[Begin Given data]

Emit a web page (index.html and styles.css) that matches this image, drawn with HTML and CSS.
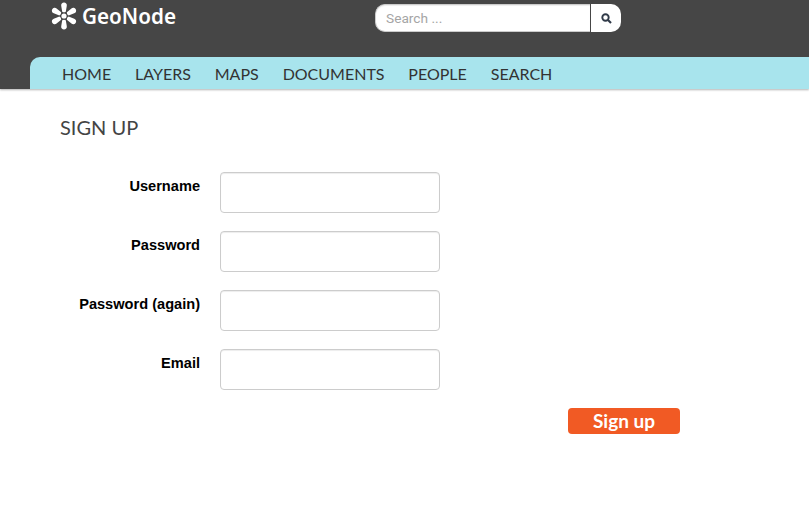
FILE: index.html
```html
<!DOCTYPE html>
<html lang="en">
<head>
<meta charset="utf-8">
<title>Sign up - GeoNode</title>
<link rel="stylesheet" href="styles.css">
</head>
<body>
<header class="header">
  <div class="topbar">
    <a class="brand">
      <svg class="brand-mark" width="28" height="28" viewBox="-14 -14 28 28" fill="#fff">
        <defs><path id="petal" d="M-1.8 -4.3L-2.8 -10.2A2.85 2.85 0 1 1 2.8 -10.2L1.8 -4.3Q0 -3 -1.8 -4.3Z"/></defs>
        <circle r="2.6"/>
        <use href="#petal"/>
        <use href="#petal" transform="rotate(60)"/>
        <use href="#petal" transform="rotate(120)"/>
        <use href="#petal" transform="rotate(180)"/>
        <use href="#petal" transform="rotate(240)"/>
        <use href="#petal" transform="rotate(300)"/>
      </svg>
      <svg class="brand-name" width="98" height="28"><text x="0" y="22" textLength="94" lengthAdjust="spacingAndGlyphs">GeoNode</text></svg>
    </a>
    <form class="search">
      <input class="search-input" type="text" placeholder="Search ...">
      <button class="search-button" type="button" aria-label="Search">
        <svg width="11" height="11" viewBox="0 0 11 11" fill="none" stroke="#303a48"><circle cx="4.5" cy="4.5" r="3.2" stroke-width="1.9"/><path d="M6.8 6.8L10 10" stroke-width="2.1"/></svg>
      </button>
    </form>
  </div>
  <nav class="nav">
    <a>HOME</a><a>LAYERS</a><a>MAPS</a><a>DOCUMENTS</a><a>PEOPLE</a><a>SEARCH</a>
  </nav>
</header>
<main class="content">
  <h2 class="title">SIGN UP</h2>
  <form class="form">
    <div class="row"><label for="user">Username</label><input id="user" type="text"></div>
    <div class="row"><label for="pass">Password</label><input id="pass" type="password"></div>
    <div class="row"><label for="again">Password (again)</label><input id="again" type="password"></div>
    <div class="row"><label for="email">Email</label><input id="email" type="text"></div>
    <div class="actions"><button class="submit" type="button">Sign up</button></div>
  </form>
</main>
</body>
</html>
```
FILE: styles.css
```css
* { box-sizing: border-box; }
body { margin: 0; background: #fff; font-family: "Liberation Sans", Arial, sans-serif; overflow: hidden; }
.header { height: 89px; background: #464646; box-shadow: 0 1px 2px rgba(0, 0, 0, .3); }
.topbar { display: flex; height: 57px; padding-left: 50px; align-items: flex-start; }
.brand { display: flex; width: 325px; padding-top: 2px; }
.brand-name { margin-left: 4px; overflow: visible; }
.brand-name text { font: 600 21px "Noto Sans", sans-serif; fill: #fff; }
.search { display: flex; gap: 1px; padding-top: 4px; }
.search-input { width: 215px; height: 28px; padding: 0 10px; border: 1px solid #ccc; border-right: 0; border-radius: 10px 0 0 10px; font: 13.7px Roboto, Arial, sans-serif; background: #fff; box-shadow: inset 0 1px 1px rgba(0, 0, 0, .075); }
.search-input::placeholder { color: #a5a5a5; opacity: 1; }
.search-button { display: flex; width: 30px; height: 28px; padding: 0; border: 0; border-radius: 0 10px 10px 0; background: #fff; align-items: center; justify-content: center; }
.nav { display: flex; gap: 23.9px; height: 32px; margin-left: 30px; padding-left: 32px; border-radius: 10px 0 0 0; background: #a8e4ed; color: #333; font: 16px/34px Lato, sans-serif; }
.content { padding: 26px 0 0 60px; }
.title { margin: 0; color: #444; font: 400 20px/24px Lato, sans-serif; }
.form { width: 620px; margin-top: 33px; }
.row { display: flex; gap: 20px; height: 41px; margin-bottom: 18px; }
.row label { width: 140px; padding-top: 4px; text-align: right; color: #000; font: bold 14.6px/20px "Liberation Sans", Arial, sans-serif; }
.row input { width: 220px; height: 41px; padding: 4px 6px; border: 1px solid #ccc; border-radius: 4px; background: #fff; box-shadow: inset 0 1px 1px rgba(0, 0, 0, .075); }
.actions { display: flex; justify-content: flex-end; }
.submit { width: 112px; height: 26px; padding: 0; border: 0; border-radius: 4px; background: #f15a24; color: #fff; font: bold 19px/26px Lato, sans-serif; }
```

[End Given data]

Stated task: Leave out all pictures, then copy the remaining material exactly.

Response:
Emit a web page (index.html and styles.css) that matches this image, drawn with HTML and CSS.
FILE: index.html
```html
<!DOCTYPE html>
<html lang="en">
<head>
<meta charset="utf-8">
<title>Sign up - GeoNode</title>
<link rel="stylesheet" href="styles.css">
</head>
<body>
<header class="header">
  <div class="topbar">
    <a class="brand">
      <svg class="brand-mark" width="28" height="28" viewBox="-14 -14 28 28" fill="#fff">
        <defs><path id="petal" d="M-1.8 -4.3L-2.8 -10.2A2.85 2.85 0 1 1 2.8 -10.2L1.8 -4.3Q0 -3 -1.8 -4.3Z"/></defs>
        <circle r="2.6"/>
        <use href="#petal"/>
        <use href="#petal" transform="rotate(60)"/>
        <use href="#petal" transform="rotate(120)"/>
        <use href="#petal" transform="rotate(180)"/>
        <use href="#petal" transform="rotate(240)"/>
        <use href="#petal" transform="rotate(300)"/>
      </svg>
      <svg class="brand-name" width="98" height="28"><text x="0" y="22" textLength="94" lengthAdjust="spacingAndGlyphs">GeoNode</text></svg>
    </a>
    <form class="search">
      <input class="search-input" type="text" placeholder="Search ...">
      <button class="search-button" type="button" aria-label="Search">
        <svg width="11" height="11" viewBox="0 0 11 11" fill="none" stroke="#303a48"><circle cx="4.5" cy="4.5" r="3.2" stroke-width="1.9"/><path d="M6.8 6.8L10 10" stroke-width="2.1"/></svg>
      </button>
    </form>
  </div>
  <nav class="nav">
    <a>HOME</a><a>LAYERS</a><a>MAPS</a><a>DOCUMENTS</a><a>PEOPLE</a><a>SEARCH</a>
  </nav>
</header>
<main class="content">
  <h2 class="title">SIGN UP</h2>
  <form class="form">
    <div class="row"><label for="user">Username</label><input id="user" type="text"></div>
    <div class="row"><label for="pass">Password</label><input id="pass" type="password"></div>
    <div class="row"><label for="again">Password (again)</label><input id="again" type="password"></div>
    <div class="row"><label for="email">Email</label><input id="email" type="text"></div>
    <div class="actions"><button class="submit" type="button">Sign up</button></div>
  </form>
</main>
</body>
</html>
```
FILE: styles.css
```css
* { box-sizing: border-box; }
body { margin: 0; background: #fff; font-family: "Liberation Sans", Arial, sans-serif; overflow: hidden; }
.header { height: 89px; background: #464646; box-shadow: 0 1px 2px rgba(0, 0, 0, .3); }
.topbar { display: flex; height: 57px; padding-left: 50px; align-items: flex-start; }
.brand { display: flex; width: 325px; padding-top: 2px; }
.brand-name { margin-left: 4px; overflow: visible; }
.brand-name text { font: 600 21px "Noto Sans", sans-serif; fill: #fff; }
.search { display: flex; gap: 1px; padding-top: 4px; }
.search-input { width: 215px; height: 28px; padding: 0 10px; border: 1px solid #ccc; border-right: 0; border-radius: 10px 0 0 10px; font: 13.7px Roboto, Arial, sans-serif; background: #fff; box-shadow: inset 0 1px 1px rgba(0, 0, 0, .075); }
.search-input::placeholder { color: #a5a5a5; opacity: 1; }
.search-button { display: flex; width: 30px; height: 28px; padding: 0; border: 0; border-radius: 0 10px 10px 0; background: #fff; align-items: center; justify-content: center; }
.nav { display: flex; gap: 23.9px; height: 32px; margin-left: 30px; padding-left: 32px; border-radius: 10px 0 0 0; background: #a8e4ed; color: #333; font: 16px/34px Lato, sans-serif; }
.content { padding: 26px 0 0 60px; }
.title { margin: 0; color: #444; font: 400 20px/24px Lato, sans-serif; }
.form { width: 620px; margin-top: 33px; }
.row { display: flex; gap: 20px; height: 41px; margin-bottom: 18px; }
.row label { width: 140px; padding-top: 4px; text-align: right; color: #000; font: bold 14.6px/20px "Liberation Sans", Arial, sans-serif; }
.row input { width: 220px; height: 41px; padding: 4px 6px; border: 1px solid #ccc; border-radius: 4px; background: #fff; box-shadow: inset 0 1px 1px rgba(0, 0, 0, .075); }
.actions { display: flex; justify-content: flex-end; }
.submit { width: 112px; height: 26px; padding: 0; border: 0; border-radius: 4px; background: #f15a24; color: #fff; font: bold 19px/26px Lato, sans-serif; }
```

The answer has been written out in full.